Inaudibility means that watermark embedding is inaudible, and reflects the change degree of original speech after watermarking. We use signal to noise ratio (SNR) and subjective difference grades (SDG) to test the inaudibility of the scheme proposed. The definition of SNR is in [19], and the meaning of the scores of SDG is in the references [18].

The mean values of SNR and SDG of the four types watermarked speech signal are listed in Table 1. SDG values are acquired from 30 listeners. The test results listed in Table 1 indicate that the scheme proposed is inaudibility.

Table 1. The SDG and SNR values of watermarked signals

4.2 Robustness

For the convenience of storage and playing, and many other reasons, speech signal may be subjected to some signal processing operations. If watermark embedding is fragile, it will extract false watermark, and regard common signal processing operation as hostile attack. Thereby the authentication schemes should be robust against signal processing operations. We use bit error rate (BER) [20] to test the robustness of the proposed scheme. BER is defined by Eq. (4), and less BER value implies stronger robustness to signal processing operations.

$$ BER = \frac{{W_{e} }}{{W_{t} }} $$
(4)

where \( W_{e} \) represents the number of watermark erroneously extracted, and \( W_{t} \) represents the number of watermark embedded.

We list the average BER value of the 800 test signals, after being subjected to different signal processing operations, containing MP3 compression, re-sampling and low pass filtering. And compare the results with the schemes proposed in [21, 22], which are shown in Table 2. The results shown in Table 2 indicate that the scheme proposed has the ability to tolerate common signal processing operations.

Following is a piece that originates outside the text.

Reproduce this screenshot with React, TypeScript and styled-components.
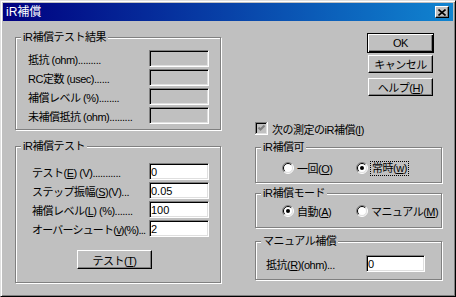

Table 2. BER values after being subjected to common signal processing

4.3 Tamper Location and Tamper Recovery

We select one speech from the 800 test signals, and show the signal in Fig. 7. Authors in [23] say that all attack channels can be viewed as deletion, insertion and substitution channel for watermarking. We perform the 3 types attack on the signal shown in Fig. 7, and then give the tamper location and tamper recovery results.

Fig. 7.
figure 7

Watermarked speech

Because of space cause, we only give the detailed steps, tamper location and tamper recovery results of deletion attack. For other attacks, the tamper recovery results are similar.

  1. (1)

    Delete 8000 samples from the watermarked speech shown in Fig. 7, and show the attacked signal in Fig. 8.

    Fig. 8.
    figure 8

    Watermarked speech of 8000 samples deleted

  2. (2)

    Cut the attacked signal into N length frames, and scramble the first frame. Then we perform DCT on first frame, and extract frame number \( F1_{1} \) and \( F2_{1} \). If \( F1_{1} = F2_{1} \), we regard the first frame is intact, and record \( F1_{1} \)(or \( F2_{1} \)) as the frame of the first frame. By using the method, we can verify the authenticity of next frames, until finding the N successive samples that cannot pass authentication. The result is shown in Fig. 9.

    Fig. 9.
    figure 9

    Finding the N successive samples that cannot pass authentication

  3. (3)

    Move and verify the next N successive samples, until that the N samples can pass the authentication. We show the result in Fig. 10, and reconstruct the frame number.

    Fig. 10.
    figure 10

    Finding next N successive samples can pass the authentication

  4. (4)

    The difference between the two reconstructed frame numbers is the frame attacked, as the tamper location result shown in Fig. 11, in which \( TL = 1 \) represents the frame is attacked, and \( TL = 0 \) represents the frame is intact.

    Fig. 11.
    figure 11

    Tamper location result

Based on scrambling method, we find and extract the compressed signal of attacked frames, 23rd to 30-th frame, from 76th, 69th, 21st, 45th, 13th, 31th, 61th and 65th frame.

  1. (5)

    By using the reconstruction method, we reconstruct the attacked frames based on the compressed signal to perform tamper recovery, and show the result in Fig. 12.

    Fig. 12.
    figure 12

    Tamper recovery result of deletion attack

From the tamper recovery results above, we get the conclusion that scheme proposed can locate the attacked frames precisely, and has a good ability of tamper recovery.

5 Conclusion

In this paper, by using the proposed speech compression method, we obtained the compressed speech, used for the reconstruction of attacked frames. We embedded frame number and compressed signal into host speech, by the substitution of less amplitude DCT coefficients. Using frame number to locate the attacked frame, after that we extracted compressed signal and reconstructed the attacked frame to perform tamper recovery. Simulation results demonstrate that the proposed recoverable algorithm is inaudible and robustness to signal processing operations. Not only can locate the attack frames, but can recover the attacked signals.